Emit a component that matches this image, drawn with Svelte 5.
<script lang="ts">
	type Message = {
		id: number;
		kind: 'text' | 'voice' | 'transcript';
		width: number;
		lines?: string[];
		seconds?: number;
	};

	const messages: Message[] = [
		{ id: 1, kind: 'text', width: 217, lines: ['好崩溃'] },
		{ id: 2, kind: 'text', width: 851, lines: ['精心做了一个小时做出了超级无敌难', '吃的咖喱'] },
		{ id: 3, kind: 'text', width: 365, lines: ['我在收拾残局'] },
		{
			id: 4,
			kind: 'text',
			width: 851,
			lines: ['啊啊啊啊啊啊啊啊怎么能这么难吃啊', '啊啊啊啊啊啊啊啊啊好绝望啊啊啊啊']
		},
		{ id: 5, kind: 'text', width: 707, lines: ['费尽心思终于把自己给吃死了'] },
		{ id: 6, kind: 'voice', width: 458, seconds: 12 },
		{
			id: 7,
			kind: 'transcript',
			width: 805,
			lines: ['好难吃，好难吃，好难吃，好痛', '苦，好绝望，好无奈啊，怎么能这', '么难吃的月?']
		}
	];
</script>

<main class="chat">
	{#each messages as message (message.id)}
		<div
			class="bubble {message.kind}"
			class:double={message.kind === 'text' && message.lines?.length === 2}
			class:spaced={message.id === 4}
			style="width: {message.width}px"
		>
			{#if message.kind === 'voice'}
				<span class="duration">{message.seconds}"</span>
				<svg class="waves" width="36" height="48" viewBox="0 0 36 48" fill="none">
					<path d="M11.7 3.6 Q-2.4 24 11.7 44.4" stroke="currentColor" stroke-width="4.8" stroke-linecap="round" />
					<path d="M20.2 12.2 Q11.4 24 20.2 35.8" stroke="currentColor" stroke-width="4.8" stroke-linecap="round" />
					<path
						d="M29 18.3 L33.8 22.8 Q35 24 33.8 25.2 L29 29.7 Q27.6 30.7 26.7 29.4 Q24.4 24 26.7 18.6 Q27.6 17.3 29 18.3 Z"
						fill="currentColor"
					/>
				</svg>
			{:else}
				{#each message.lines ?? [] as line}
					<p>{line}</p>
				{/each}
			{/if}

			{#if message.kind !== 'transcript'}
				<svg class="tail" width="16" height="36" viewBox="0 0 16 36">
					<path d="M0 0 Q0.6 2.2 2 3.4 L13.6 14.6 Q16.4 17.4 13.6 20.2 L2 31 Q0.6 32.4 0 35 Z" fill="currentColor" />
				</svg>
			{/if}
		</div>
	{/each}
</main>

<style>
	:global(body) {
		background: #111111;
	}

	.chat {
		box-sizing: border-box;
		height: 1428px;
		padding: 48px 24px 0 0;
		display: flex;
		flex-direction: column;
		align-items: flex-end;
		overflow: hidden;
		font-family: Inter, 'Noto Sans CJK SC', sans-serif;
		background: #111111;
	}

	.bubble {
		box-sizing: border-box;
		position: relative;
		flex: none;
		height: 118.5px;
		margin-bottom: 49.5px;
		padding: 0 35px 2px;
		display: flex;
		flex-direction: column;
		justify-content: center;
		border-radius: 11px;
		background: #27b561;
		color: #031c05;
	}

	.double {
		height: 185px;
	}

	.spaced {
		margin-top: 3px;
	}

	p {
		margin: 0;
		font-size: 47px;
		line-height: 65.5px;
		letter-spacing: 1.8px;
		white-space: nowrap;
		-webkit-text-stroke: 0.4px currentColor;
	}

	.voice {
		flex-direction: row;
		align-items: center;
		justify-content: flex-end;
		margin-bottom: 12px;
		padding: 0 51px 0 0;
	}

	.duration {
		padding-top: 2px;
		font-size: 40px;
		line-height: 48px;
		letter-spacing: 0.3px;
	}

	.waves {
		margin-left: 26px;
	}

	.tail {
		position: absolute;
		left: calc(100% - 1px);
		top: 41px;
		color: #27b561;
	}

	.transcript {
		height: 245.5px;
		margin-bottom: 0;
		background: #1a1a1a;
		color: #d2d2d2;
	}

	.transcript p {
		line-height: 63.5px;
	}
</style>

■ Do this
Nothing in the listing may be changed; retype it all exactly.

■ Reply
Emit a component that matches this image, drawn with Svelte 5.
<script lang="ts">
	type Message = {
		id: number;
		kind: 'text' | 'voice' | 'transcript';
		width: number;
		lines?: string[];
		seconds?: number;
	};

	const messages: Message[] = [
		{ id: 1, kind: 'text', width: 217, lines: ['好崩溃'] },
		{ id: 2, kind: 'text', width: 851, lines: ['精心做了一个小时做出了超级无敌难', '吃的咖喱'] },
		{ id: 3, kind: 'text', width: 365, lines: ['我在收拾残局'] },
		{
			id: 4,
			kind: 'text',
			width: 851,
			lines: ['啊啊啊啊啊啊啊啊怎么能这么难吃啊', '啊啊啊啊啊啊啊啊啊好绝望啊啊啊啊']
		},
		{ id: 5, kind: 'text', width: 707, lines: ['费尽心思终于把自己给吃死了'] },
		{ id: 6, kind: 'voice', width: 458, seconds: 12 },
		{
			id: 7,
			kind: 'transcript',
			width: 805,
			lines: ['好难吃，好难吃，好难吃，好痛', '苦，好绝望，好无奈啊，怎么能这', '么难吃的月?']
		}
	];
</script>

<main class="chat">
	{#each messages as message (message.id)}
		<div
			class="bubble {message.kind}"
			class:double={message.kind === 'text' && message.lines?.length === 2}
			class:spaced={message.id === 4}
			style="width: {message.width}px"
		>
			{#if message.kind === 'voice'}
				<span class="duration">{message.seconds}"</span>
				<svg class="waves" width="36" height="48" viewBox="0 0 36 48" fill="none">
					<path d="M11.7 3.6 Q-2.4 24 11.7 44.4" stroke="currentColor" stroke-width="4.8" stroke-linecap="round" />
					<path d="M20.2 12.2 Q11.4 24 20.2 35.8" stroke="currentColor" stroke-width="4.8" stroke-linecap="round" />
					<path
						d="M29 18.3 L33.8 22.8 Q35 24 33.8 25.2 L29 29.7 Q27.6 30.7 26.7 29.4 Q24.4 24 26.7 18.6 Q27.6 17.3 29 18.3 Z"
						fill="currentColor"
					/>
				</svg>
			{:else}
				{#each message.lines ?? [] as line}
					<p>{line}</p>
				{/each}
			{/if}

			{#if message.kind !== 'transcript'}
				<svg class="tail" width="16" height="36" viewBox="0 0 16 36">
					<path d="M0 0 Q0.6 2.2 2 3.4 L13.6 14.6 Q16.4 17.4 13.6 20.2 L2 31 Q0.6 32.4 0 35 Z" fill="currentColor" />
				</svg>
			{/if}
		</div>
	{/each}
</main>

<style>
	:global(body) {
		background: #111111;
	}

	.chat {
		box-sizing: border-box;
		height: 1428px;
		padding: 48px 24px 0 0;
		display: flex;
		flex-direction: column;
		align-items: flex-end;
		overflow: hidden;
		font-family: Inter, 'Noto Sans CJK SC', sans-serif;
		background: #111111;
	}

	.bubble {
		box-sizing: border-box;
		position: relative;
		flex: none;
		height: 118.5px;
		margin-bottom: 49.5px;
		padding: 0 35px 2px;
		display: flex;
		flex-direction: column;
		justify-content: center;
		border-radius: 11px;
		background: #27b561;
		color: #031c05;
	}

	.double {
		height: 185px;
	}

	.spaced {
		margin-top: 3px;
	}

	p {
		margin: 0;
		font-size: 47px;
		line-height: 65.5px;
		letter-spacing: 1.8px;
		white-space: nowrap;
		-webkit-text-stroke: 0.4px currentColor;
	}

	.voice {
		flex-direction: row;
		align-items: center;
		justify-content: flex-end;
		margin-bottom: 12px;
		padding: 0 51px 0 0;
	}

	.duration {
		padding-top: 2px;
		font-size: 40px;
		line-height: 48px;
		letter-spacing: 0.3px;
	}

	.waves {
		margin-left: 26px;
	}

	.tail {
		position: absolute;
		left: calc(100% - 1px);
		top: 41px;
		color: #27b561;
	}

	.transcript {
		height: 245.5px;
		margin-bottom: 0;
		background: #1a1a1a;
		color: #d2d2d2;
	}

	.transcript p {
		line-height: 63.5px;
	}
</style>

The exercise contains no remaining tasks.